Exercise:
Using the data below, tally the lines that include the string "React". Only the number is wanted.

Collected material:

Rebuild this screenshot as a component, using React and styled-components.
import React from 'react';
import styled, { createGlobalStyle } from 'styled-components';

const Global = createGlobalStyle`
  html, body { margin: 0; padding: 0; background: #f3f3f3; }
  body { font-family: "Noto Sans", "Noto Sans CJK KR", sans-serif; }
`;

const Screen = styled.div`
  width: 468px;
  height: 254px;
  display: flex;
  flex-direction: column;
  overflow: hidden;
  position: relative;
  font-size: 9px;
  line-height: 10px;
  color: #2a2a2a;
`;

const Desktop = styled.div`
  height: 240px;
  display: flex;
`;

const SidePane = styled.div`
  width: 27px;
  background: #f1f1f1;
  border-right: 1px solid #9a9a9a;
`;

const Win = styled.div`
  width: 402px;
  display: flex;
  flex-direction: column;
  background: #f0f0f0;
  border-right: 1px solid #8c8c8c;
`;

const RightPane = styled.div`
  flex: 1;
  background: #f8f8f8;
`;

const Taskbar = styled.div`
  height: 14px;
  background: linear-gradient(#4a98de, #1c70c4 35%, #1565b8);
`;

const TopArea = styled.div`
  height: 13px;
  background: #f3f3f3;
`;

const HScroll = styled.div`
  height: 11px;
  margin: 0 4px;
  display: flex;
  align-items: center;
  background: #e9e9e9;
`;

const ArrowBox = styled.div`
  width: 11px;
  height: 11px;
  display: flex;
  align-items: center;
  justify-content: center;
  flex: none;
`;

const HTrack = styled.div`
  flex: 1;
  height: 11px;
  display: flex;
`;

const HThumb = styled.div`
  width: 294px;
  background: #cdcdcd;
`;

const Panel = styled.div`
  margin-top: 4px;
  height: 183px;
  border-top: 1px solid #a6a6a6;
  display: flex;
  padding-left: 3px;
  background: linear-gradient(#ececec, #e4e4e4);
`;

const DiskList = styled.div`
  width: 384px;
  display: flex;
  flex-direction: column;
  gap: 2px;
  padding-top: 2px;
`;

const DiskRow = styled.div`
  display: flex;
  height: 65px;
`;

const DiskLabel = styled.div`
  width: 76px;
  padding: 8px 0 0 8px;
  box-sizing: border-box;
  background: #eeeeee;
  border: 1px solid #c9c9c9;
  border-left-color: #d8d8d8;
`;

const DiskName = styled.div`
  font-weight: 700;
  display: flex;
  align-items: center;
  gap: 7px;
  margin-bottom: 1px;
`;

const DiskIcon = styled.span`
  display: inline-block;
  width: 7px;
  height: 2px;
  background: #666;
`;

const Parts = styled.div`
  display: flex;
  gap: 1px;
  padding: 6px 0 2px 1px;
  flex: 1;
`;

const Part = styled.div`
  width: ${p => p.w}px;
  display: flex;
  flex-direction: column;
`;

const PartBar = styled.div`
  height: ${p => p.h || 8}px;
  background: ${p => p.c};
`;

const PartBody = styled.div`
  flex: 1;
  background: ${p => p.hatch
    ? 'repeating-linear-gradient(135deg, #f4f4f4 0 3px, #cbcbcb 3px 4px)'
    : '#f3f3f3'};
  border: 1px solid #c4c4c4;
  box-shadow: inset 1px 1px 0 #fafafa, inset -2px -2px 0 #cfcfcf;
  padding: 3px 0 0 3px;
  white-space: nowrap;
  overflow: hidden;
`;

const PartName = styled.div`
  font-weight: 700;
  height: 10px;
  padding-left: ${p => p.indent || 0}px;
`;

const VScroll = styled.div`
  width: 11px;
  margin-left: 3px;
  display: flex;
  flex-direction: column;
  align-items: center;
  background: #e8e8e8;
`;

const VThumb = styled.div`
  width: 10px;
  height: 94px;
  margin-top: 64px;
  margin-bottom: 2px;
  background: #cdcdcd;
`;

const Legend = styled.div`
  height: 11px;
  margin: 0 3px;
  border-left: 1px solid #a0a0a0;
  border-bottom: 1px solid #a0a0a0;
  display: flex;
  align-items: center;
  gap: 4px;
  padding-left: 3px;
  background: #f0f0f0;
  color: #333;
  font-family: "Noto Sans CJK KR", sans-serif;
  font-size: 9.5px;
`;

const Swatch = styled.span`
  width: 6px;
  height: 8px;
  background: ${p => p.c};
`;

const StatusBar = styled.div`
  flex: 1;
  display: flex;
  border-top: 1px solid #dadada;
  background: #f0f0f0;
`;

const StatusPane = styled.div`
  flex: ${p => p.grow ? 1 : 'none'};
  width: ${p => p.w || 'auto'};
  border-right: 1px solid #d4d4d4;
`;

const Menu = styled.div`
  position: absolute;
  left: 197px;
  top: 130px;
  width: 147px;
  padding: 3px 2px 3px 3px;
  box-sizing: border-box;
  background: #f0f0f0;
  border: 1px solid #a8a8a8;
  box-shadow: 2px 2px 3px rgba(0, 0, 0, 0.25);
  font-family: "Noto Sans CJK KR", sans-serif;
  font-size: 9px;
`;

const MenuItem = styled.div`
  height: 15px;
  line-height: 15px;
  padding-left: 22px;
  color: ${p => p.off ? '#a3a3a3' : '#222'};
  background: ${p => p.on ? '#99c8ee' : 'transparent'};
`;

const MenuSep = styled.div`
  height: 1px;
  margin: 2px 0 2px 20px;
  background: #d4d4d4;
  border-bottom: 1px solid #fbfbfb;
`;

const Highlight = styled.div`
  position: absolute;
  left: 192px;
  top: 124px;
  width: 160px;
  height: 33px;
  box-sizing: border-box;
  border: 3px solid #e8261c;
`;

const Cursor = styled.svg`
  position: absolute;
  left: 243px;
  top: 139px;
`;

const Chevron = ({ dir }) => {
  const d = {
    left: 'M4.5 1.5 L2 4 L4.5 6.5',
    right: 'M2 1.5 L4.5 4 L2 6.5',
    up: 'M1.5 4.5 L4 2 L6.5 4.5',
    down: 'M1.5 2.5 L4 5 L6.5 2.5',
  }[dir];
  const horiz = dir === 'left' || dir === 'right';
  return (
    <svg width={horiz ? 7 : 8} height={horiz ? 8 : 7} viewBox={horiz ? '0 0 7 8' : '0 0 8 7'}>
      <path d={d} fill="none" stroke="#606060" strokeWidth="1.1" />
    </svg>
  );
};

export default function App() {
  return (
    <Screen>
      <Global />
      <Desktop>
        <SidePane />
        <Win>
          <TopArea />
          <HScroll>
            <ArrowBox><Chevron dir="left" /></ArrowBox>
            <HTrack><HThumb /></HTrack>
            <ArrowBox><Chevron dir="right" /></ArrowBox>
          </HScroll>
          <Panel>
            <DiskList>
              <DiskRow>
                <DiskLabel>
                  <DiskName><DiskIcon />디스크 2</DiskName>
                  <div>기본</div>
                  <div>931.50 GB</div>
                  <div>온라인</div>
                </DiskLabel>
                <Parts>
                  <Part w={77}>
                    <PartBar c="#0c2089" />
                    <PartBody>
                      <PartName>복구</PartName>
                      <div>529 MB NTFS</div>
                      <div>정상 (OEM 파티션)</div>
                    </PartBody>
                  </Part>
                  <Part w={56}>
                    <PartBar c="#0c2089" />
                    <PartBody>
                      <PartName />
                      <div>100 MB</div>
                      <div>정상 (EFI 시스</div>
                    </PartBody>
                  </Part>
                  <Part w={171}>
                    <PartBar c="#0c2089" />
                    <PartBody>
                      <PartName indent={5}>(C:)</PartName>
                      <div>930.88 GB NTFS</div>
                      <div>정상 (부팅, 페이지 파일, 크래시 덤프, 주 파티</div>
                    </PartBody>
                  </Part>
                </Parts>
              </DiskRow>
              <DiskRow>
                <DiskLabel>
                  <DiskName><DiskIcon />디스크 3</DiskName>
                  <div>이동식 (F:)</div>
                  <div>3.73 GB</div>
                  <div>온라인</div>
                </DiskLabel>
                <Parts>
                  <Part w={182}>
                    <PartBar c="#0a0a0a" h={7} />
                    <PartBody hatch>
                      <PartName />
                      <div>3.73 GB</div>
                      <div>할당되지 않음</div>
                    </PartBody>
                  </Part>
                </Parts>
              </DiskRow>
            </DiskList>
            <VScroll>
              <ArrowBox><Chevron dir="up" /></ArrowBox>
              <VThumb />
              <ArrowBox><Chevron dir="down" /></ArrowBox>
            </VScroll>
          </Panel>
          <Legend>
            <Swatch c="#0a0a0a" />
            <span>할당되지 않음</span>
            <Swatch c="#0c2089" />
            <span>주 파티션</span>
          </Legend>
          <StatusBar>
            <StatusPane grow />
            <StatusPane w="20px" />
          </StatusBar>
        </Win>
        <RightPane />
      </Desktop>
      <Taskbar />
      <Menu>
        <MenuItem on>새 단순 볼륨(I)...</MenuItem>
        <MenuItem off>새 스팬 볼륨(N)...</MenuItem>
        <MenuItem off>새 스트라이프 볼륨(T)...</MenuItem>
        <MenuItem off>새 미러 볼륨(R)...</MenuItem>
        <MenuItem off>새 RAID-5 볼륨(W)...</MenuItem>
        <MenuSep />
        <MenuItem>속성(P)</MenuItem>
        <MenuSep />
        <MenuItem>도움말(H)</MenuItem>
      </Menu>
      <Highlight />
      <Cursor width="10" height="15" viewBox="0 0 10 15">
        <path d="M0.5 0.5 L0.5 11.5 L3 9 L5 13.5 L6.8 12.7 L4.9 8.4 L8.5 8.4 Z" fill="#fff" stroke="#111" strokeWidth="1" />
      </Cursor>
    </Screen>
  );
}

Task answer:
2